His next job in politics was as press secretary for U.S. Senator Alan Dixon. As Dixon's "top political operative", he worked on campaigns for other Democratic candidates in Illinois, including future U.S. Senator Dick Durbin's first congressional run and Illinois State Treasurer James Donnewald's reelection bid. In 1987, he joined Gary Hart's presidential campaign as its Illinois manager. He was one of two Hart spokesmen to confirm on May 8, 1987, that Hart was withdrawing from the presidential race.

Over the following years, Serafin served as a political and media consultant for a number of candidates, including future Illinois Appellate Judge Aurelia Pucinski and the first female African-American U.S. Senator, Carol Moseley-Braun. He worked for U.S Representative Dan Rostenkowski for much of the early 1990s, until Rostenkowski's general election loss in 1994. He continued to work on political campaigns, establishing his reputation as an independent by working for both Democrats and Republicans.

Serafin & Associates has refocused its business away from campaigns for public office and towards crisis communication for businesses, unions, and non-profits. The firm's clients have included the Illinois Council on Developmental Disabilities, Wal-Mart, Morgan Stanley, Vulcan Materials, the Carpenters Union, Ameren Power Company, Arlington Park International Racecourse, Westfield Concession Management and Dynegy.

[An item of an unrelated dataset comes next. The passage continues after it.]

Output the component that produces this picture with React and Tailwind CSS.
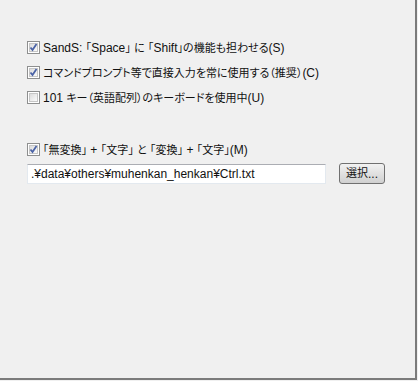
import React from "react";

function JText({ text }) {
  const parts = text.split(/([\u3000-\u30ff\u4e00-\u9fff\uff00-\uffef]+)/);
  return (
    <>
      {parts.map((p, i) =>
        i % 2 === 1 ? (
          <span key={i} className="text-[11px]">{p}</span>
        ) : (
          <span key={i}>{p}</span>
        )
      )}
    </>
  );
}

function Check({ checked }) {
  return (
    <span className="relative w-[13px] h-[13px] shrink-0 border border-[#8e8f8f] bg-white flex items-center justify-center">
      <span className="w-[9px] h-[9px] border border-[#c6c6c6] bg-gradient-to-br from-[#dcdcdc] to-[#fbfbfb] flex items-center justify-center">
        {checked && (
          <svg width="9" height="9" viewBox="0 0 9 9" className="absolute left-[1px] top-[1px]">
            <path d="M1.5 4.5 L3.5 7 L7.5 1" fill="none" stroke="#4b63a6" strokeWidth="1.8" />
          </svg>
        )}
      </span>
    </span>
  );
}

function Row({ checked, text }) {
  return (
    <div className="h-[25px] flex items-center gap-[3px]">
      <Check checked={checked} />
      <span className="text-[12px] text-[#111] whitespace-nowrap leading-none">
        <JText text={text} />
      </span>
    </div>
  );
}

export default function App() {
  return (
    <div
      className="w-[418px] h-[381px] bg-[#f0f0f0] [font-feature-settings:'palt']"
      style={{ fontFamily: '"Liberation Sans", "Noto Sans CJK JP", sans-serif' }}
    >
      <div className="w-[417px] h-[380px] border-r-2 border-b-2 border-[#7b7b7b] pl-[27px] pt-[35px] flex flex-col">
        <Row checked text="SandS: ｢Space｣ に ｢Shift｣の機能も担わせる(S)" />
        <Row checked text="コマンドプロンプト等で直接入力を常に使用する（推奨）(C)" />
        <Row checked={false} text="101 キー（英語配列）のキーボードを使用中(U)" />
        <div className="mt-[27px]">
          <Row checked text="｢無変換｣ + ｢文字｣ と ｢変換｣ + ｢文字｣(M)" />
        </div>
        <div className="flex items-center mt-[1px] gap-[13px]">
          <div className="w-[299px] h-[20px] bg-white border border-[#e3e9ef] border-t-[#abadb3] flex items-center px-[3px] text-[12px] text-[#111] whitespace-nowrap leading-none">
            .¥data¥others¥muhenkan_henkan¥Ctrl.txt
          </div>
          <button className="w-[46px] h-[21px] rounded-[3px] border border-[#707070] bg-gradient-to-b from-[#f2f2f2] to-[#d0d0d0] text-[12px] text-[#111] leading-none flex items-center justify-center">
            <JText text="選択..." />
          </button>
        </div>
      </div>
    </div>
  );
}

Since 1996, Serafin has hosted an annual holiday party known for attracting Chicago's political, media, and business "A-listers." Held the Tuesday before Thanksgiving, the gathering is known to bring people together from "opposing political [and] business fronts."

In 2001, he traveled to Cuba as part of former U.S. Senator Paul Simon's delegation of academics and public officials. Serafin was one of the six members of the delegation to share a six-hour luncheon with Fidel Castro.

On May 16, 2015, Serafin delivered the commencement address at the University of Illinois at Springfield.